Banyak dampak kerusakan bila gempa bumi melanda suatu wilayah, seperti runtuhnya bangunan, hancurnya jalan, dan semua kerusakan yang terjadi akibat getaran hebat dari bencana tersebut. Tak jarang pula, masyarakat kerap khawatir terjadinya tsunami imbas dari gempa bumi di dasar laut.
Untuk mengatasi berbagai permasalahan jika terjadinya bencana alam, terutama kaitannya dengan gempa bumi, pengetahuan tentang mitigasi bencana perlu dipahami masyarakat kita. Untuk itu, pada 5 Agustus 2019 lalu Reporter LPM Institut, Nurlailati Qodariah telah melakukan wawancara khusus dengan Pelaksana Kedaruratan Badan Penanggulangan Bancana Daerah (BPBD) Kota Tangerang Selatan, Aceng Asep Sopandi mengenai mitigasi bencana sebagai berikut.
Bagaimana standar bangunan yang baik dan kuat jika terjadi gempa bumi?
Ada beberapa tipe bangunan yang memenuhi standar bila terjadi bencana alam, khususnya gempa bumi. Biasanya bangunan dengan arsitektur tahan bencana berada di daerah rawan bencana, seperti halnya Daerah Istimewa Yogyakarta (DIY) yang dekat dengan Gunung Merapi. Tingginya intensitas bencana yang diakibatkan erupsi Gunung Merapi, hingga bangunan di DIY sudah sepatutnya mengunakan standar bencana.
Bicara tentang standar bangunan yang memenuhi bangunan sehat saat terjadi bencana, menurut Badan Pengkajian dan Penerapan Teknologi (BPPT) ada beberapa standar yang harus dipenuhi. Bangunan anti gempa adalah apabila dibangun dengan standar material komposit serat berbasis polimer. Bahan material tersebut diharapkan akan menjadikan bangunan kuat, selain itu bahan baku ringan dan relatif murah dengan waktu pembangunan yang relatif singkat.
Apakah setiap bangunan wajib menyediakan ruang evakuasi bencana? Bagaimana jika terjadi gempa jika berada di gedung universitas?
Jika terjadi gempa bumi dan berada di gedung bertingkat, seperti halnya gedung universitas, maka setidaknya ada salah satu petugas yang berwenang di setiap lantai untuk memandu evakuasi orang-orang yang berada di dalam gedung. Hal ini bertujuan agar evaluasi berjalan tertib dan terkendali, sehingga dapat meminimalisir korban jiwa.

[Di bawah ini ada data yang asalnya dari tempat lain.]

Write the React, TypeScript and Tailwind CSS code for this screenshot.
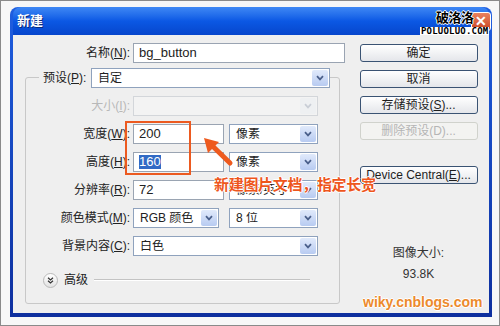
import type { ReactNode } from "react";

const FONT = "font-['Liberation_Sans','Noto_Sans_CJK_SC',sans-serif]";

function Chevron({ disabled }: { disabled?: boolean }) {
  return (
    <span
      className={`m-[1px] flex h-[16px] w-[16px] items-center justify-center rounded-[2px] ${
        disabled ? "bg-[#eef0f2]" : "bg-gradient-to-b from-[#e1eafb] to-[#b8cbf1]"
      }`}
    >
      <svg width="8" height="6" viewBox="0 0 8 6">
        <path
          d="M1 1.2 L4 4.4 L7 1.2"
          stroke={disabled ? "#c9ced6" : "#4a5f8a"}
          strokeWidth="1.7"
          fill="none"
        />
      </svg>
    </span>
  );
}

function Select({ value, w, disabled }: { value?: string; w: string; disabled?: boolean }) {
  return (
    <div
      className={`flex h-[20px] items-center border ${
        disabled ? "border-[#d3d6da] bg-[#f3f3f3]" : "border-[#8fa2bd] bg-white"
      } ${w}`}
    >
      <span className="flex-1 truncate pl-[6px] text-[12px] leading-none text-[#222]">{value}</span>
      <Chevron disabled={disabled} />
    </div>
  );
}

function Field({ children, w }: { children?: ReactNode; w: string }) {
  return (
    <div className={`flex h-[20px] items-center border border-[#9aa4b2] bg-white pl-[5px] text-[13px] text-[#222] ${w}`}>
      {children}
    </div>
  );
}

function Label({ text, k, w }: { text: string; k: string; w: string }) {
  return (
    <span className={`shrink-0 pr-[3px] text-right text-[12px] text-[#222] ${w}`}>
      {text}(<span className="underline">{k}</span>):
    </span>
  );
}

function Btn({ children, disabled }: { children: ReactNode; disabled?: boolean }) {
  return (
    <div
      className={`flex h-[18px] w-[118px] items-center justify-center rounded-[3px] border text-[12px] leading-none ${
        disabled
          ? "border-[#d0d2cc] bg-[#f3f3f1] text-[#b5b5b5]"
          : "border-[#3a5373] bg-gradient-to-b from-white to-[#e4e6ea] text-[#1e1e1e]"
      }`}
    >
      {children}
    </div>
  );
}

export default function App() {
  return (
    <div className={`relative h-[326px] w-[500px] overflow-hidden border border-[#8a8a8a] bg-[#f7f7f7] pb-[8px] pl-[9px] pr-[7px] pt-[6px] ${FONT}`}>
      {/* window */}
      <div className="flex h-full flex-col rounded-t-[8px] bg-gradient-to-b from-[#1f5ee0] to-[#0e2f9e] px-[3px] pb-[4px]">
        <div className="flex h-[28px] items-center rounded-t-[8px] bg-gradient-to-b from-[#3f88f4] via-[#0b58e4] to-[#0746cc] pl-[4px]">
          <span className="text-[13px] font-bold text-white [text-shadow:1px_1px_0_#0a2a7a]">新建</span>
          <span className="ml-auto mr-[-2px] flex h-[19px] w-[20px] items-center justify-center rounded-[3px] border border-white bg-gradient-to-b from-[#e98260] to-[#c9421c] text-[14px] font-bold leading-none text-white">
            ✕
          </span>
        </div>

        {/* client area */}
        <div className="flex flex-1 bg-[#efefef]">
          {/* left form */}
          <div className="flex w-[335px] flex-col">
            <div className="mt-[8px] flex items-center">
              <Label text="名称" k="N" w="w-[120px]" />
              <Field w="w-[212px]">bg_button</Field>
            </div>

            <div className="ml-[12px] mt-[14px] flex h-[227px] w-[315px] flex-col rounded-[3px] border border-[#c8c8c8]">
              <div className="-mt-[10px] flex items-center">
                <span className="ml-[13px] w-[52px] bg-[#efefef] pl-[4px] text-[12px] text-[#222]">
                  预设(<span className="underline">P</span>):
                </span>
                <Select value="自定" w="w-[239px]" />
              </div>

              <div className="mt-[8px] flex flex-col gap-[8px]">
                <div className="flex items-center">
                  <span className="w-[107px] shrink-0 pr-[3px] text-right text-[12px] text-[#b8b8b8]">
                    大小(<span className="underline">I</span>):
                  </span>
                  <Select w="w-[185px]" disabled />
                </div>
                <div className="flex items-center">
                  <Label text="宽度" k="W" w="w-[107px]" />
                  <Field w="w-[91px]">200</Field>
                  <div className="ml-[5px]">
                    <Select value="像素" w="w-[89px]" />
                  </div>
                </div>
                <div className="flex items-center">
                  <Label text="高度" k="H" w="w-[107px]" />
                  <Field w="w-[91px]">
                    <span className="bg-[#316ac5] leading-[14px] text-white">160</span>
                  </Field>
                  <div className="ml-[5px]">
                    <Select value="像素" w="w-[89px]" />
                  </div>
                </div>
                <div className="flex items-center">
                  <Label text="分辨率" k="R" w="w-[107px]" />
                  <Field w="w-[91px]">72</Field>
                  <div className="ml-[5px]">
                    <Select value="像素/英寸" w="w-[89px]" />
                  </div>
                </div>
                <div className="flex items-center">
                  <Label text="颜色模式" k="M" w="w-[107px]" />
                  <Select value="RGB 颜色" w="w-[86px]" />
                  <div className="ml-[10px]">
                    <Select value="8 位" w="w-[89px]" />
                  </div>
                </div>
                <div className="flex items-center">
                  <Label text="背景内容" k="C" w="w-[107px]" />
                  <Select value="白色" w="w-[185px]" />
                </div>
              </div>

              <div className="mt-[15px] flex items-center">
                <span className="ml-[17px] flex h-[15px] w-[15px] items-center justify-center rounded-full border border-[#b9b9b9] bg-gradient-to-b from-white to-[#e3e3e3]">
                  <svg width="7" height="7" viewBox="0 0 7 7">
                    <path d="M1 0.8 L3.5 3 L6 0.8 M1 3.8 L3.5 6 L6 3.8" stroke="#333" strokeWidth="1.2" fill="none" />
                  </svg>
                </span>
                <span className="ml-[6px] text-[12px] text-[#222]">高级</span>
                <span className="ml-[6px] mr-[29px] h-[2px] flex-1 border-t border-[#c3c3c3] bg-white" />
              </div>
            </div>
          </div>

          {/* right column */}
          <div className="flex flex-1 flex-col items-center pt-[9px]">
            <div className="flex flex-col gap-[8px]">
              <Btn>确定</Btn>
              <Btn>取消</Btn>
              <Btn>
                存储预设(<span className="underline">S</span>)...
              </Btn>
              <Btn disabled>删除预设(D)...</Btn>
              <div className="mt-[18px]">
                <Btn>
                  Device Central(<span className="underline">E</span>)...
                </Btn>
              </div>
            </div>
            <span className="mt-[63px] text-[12px] leading-[12px] text-[#333]">图像大小:</span>
            <span className="mt-[9px] text-[12px] leading-[12px] text-[#333]">93.8K</span>
          </div>
        </div>
      </div>

      {/* annotation overlay */}
      <div className="absolute left-[124px] top-[120px] h-[54px] w-[66px] border-2 border-[#ec5a20]" />
      <svg className="absolute left-[195px] top-[130px]" width="45" height="40" viewBox="0 0 45 40">
        <path d="M34 32 L17.5 16" stroke="#ee5a1e" strokeWidth="5" strokeLinecap="round" />
        <path d="M8 7 L23 11 L12 22 Z" fill="#ee5a1e" />
      </svg>
      <span className="absolute left-[213px] top-[175px] text-[15px] font-bold leading-[18px] tracking-[-0.3px] text-[#ee561c] [text-shadow:1px_0_0_#fff,-1px_0_0_#fff,0_1px_0_#fff,0_-1px_0_#fff]">
        新建图片文档，指定长宽
      </span>

      {/* watermarks */}
      <span className="absolute left-[362px] top-[293px] text-[14px] font-bold leading-[16px] text-[#ec8a2c] [text-shadow:1px_0_0_#fff,-1px_0_0_#fff,0_1px_0_#fff,0_-1px_0_#fff]">
        wiky.cnblogs.com
      </span>
      <span className="absolute left-[435px] top-[9px] text-[13px] font-bold leading-[16px] tracking-[-0.5px] text-black [text-shadow:1px_0_0_#fff,-1px_0_0_#fff,0_1px_0_#fff,0_-1px_0_#fff]">
        破洛洛
      </span>
      <span className="absolute left-[419px] top-[26px] bg-white px-[1px] font-['DejaVu_Sans_Mono',monospace] text-[9px] font-bold leading-[8px] tracking-[0.2px] text-black">
        POLUOLUO.COM
      </span>
    </div>
  );
}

Kaitannya dengan ruang evakuasi sebenarnya wajib ada, seperti ruangan yang terdapat pintu darurat mengarah keluar. Hal ini bertujuan, ketika terjadi gempa bumi maka evaluasi berjalan cepat dan tepat.
Bagaimana peran BPBD dalam memberikan sosialisasi kepada masyarakat khususnya mahasiswa? lalu bagaimana prosedurnya?
Untuk sosialisasi biasaya BPBD menjelaskan bagaimana langkah-langkah dalam menghadapi bencana. Yang paling penting saat menghadapi bencana diusahakan untuk tidak panik, jika terjebak di dalam ruangan cari tempat aman yang dapat melindungi kepala seperti kolong meja. Namun jika sudah ada kesempatan untuk keluar, maka cari tanah lapang, dan jauhkan diri dari bangunan yang mudah roboh.
Sedangkan prosedur untuk sosialisasi bencana, biasanya BPBD diundang untuk memberikan sosialisasi di beberapa institusi pendidikan. Misalnya BPBD Kota Tangerang Selatan pernah melakukan kunjungan sosialisasi mitigasi bencana di asrama Daarut-Tauhid dan di beberapa tepat lainnya.